YOUR TASK: Gather every line below where "this" appears.

┄┄┄┄┄┄┄┄┄┄

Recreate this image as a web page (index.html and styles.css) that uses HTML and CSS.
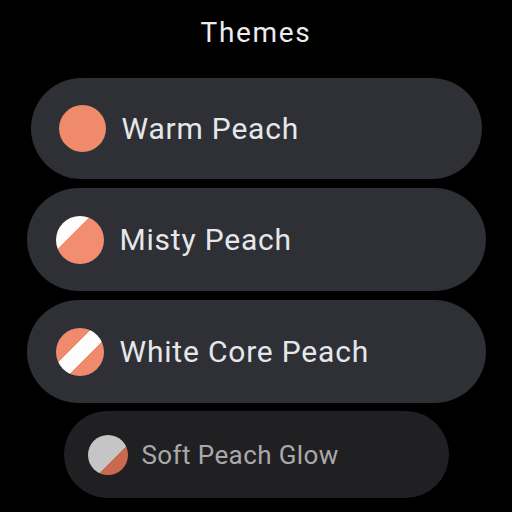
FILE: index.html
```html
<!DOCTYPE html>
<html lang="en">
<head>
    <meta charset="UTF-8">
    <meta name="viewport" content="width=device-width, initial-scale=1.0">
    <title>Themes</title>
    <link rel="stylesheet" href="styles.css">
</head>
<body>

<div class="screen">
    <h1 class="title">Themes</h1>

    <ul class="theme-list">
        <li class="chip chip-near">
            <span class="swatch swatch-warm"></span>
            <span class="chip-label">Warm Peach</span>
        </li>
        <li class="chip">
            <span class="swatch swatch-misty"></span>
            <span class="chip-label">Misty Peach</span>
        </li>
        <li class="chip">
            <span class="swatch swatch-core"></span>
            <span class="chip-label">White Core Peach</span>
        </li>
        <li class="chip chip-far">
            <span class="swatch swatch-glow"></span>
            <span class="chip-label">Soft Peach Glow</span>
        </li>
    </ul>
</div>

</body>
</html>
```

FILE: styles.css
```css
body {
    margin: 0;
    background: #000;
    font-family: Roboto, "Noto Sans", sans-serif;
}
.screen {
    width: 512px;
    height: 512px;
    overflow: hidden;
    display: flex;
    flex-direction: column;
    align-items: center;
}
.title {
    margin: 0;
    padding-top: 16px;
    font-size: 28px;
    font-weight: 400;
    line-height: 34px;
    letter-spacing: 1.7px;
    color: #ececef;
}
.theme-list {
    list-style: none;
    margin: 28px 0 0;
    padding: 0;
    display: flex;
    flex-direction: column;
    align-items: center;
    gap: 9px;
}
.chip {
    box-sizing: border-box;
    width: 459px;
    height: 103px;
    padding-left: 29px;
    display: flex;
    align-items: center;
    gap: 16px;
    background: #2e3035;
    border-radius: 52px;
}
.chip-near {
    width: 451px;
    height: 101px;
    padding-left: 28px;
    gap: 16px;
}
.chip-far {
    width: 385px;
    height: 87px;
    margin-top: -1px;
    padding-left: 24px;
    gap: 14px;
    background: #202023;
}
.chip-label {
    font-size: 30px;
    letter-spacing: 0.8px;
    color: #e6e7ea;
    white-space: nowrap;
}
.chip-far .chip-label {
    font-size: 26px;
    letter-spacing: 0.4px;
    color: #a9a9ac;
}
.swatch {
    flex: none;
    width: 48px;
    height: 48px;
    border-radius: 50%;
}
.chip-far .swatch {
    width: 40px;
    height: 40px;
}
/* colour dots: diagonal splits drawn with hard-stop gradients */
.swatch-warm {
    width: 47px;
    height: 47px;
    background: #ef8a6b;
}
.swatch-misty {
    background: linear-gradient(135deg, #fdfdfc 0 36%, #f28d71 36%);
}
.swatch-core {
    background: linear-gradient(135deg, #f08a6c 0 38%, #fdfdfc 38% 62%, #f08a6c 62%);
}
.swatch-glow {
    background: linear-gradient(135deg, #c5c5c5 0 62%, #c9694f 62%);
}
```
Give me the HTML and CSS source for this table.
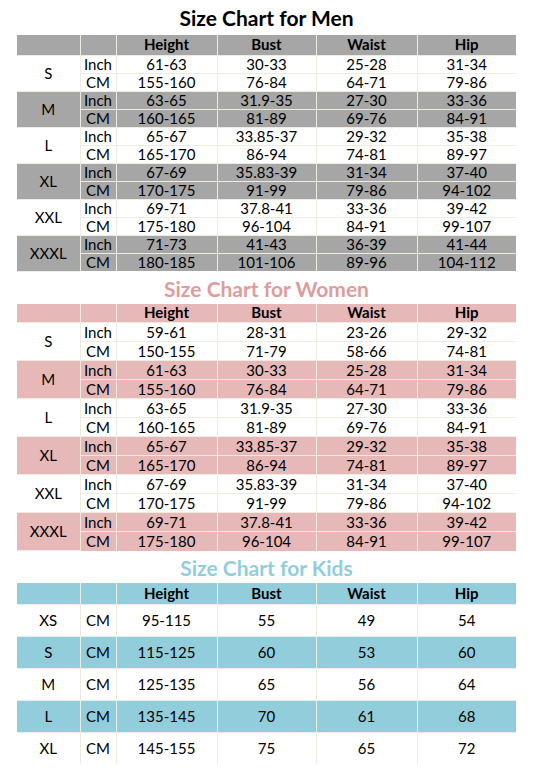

┄┄┄┄┄┄┄┄┄┄

RESPONSE TO THE TASK:
Recreate this image as a web page (index.html and styles.css) that uses HTML and CSS.
Give me the HTML and CSS source for this table.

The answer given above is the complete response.